Frances Parker School 56 will still close, but the new facility that was planned to go in its place has now been canceled. The district has not yet determined what to do with the building but has vowed to consult with the community about the decision.

One of the public commenters at the board meeting offered insight into what could potentially happen to the facilities IPS closes. Ryan Gall, executive director of charter school Victory College Prep announced his intention to acquire Paul Miller School 114 if it is closed.

"We would hope to collaborate on this transition with the school community, but are prepared to use all available legal pathways to acquire the facility, including purchasing the school under the $1 unused facilities statute," Gall said.

Indiana law allows charter schools to purchase unused school buildings for $1. In the past, IPS has skirted that regulation by placing administrative offices in buildings that have been closed for construction, i.e. Broad Ripple High School.

Dozens of other changes to the plan were announced. They are listed in detail on the IPS website.

Funding for the Rebuilding Stronger Plan will require voters within the district to approve over $800 million in property tax referenda.

The approvals would include a $410 million capital referendum to invest in district facilities — indoors and out — and ensure students go to school in safe, warm, welcoming buildings and that the communities around our schools benefit from these investments.

It would also include a vote to approve a $400 million referendum ($50 million per year through 2031) that would go toward supporting compensation for quality teachers.
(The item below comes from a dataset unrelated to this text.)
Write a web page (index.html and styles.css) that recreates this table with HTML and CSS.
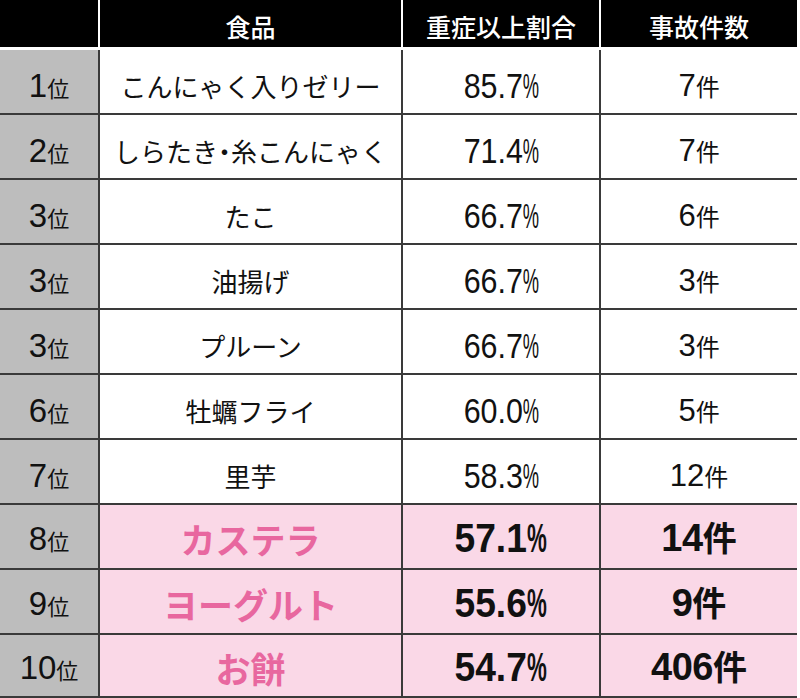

“IPS has proven to be responsible fiscal stewards, keeping the promises made in 2018 to invest in teachers and staff — and now we are looking to the community again to support this essential investment in our buildings and our people,” Kenneth Allen, IPS Commissioner said. “We are not asking you to take anything on faith — we’ve worked with the community at every step of the way and will continue to be accountable and transparent in our actions. We are, however, asking you to have faith in our students — to show they are worth this investment.”

Community support for IPS through referendums is not new. IPS required a referendum vote in 2018. The new plan, if approved, will replace the 2018 referendum.

IPS plans to ask the board to vote on the final version of Rebuilding Stronger on November 17.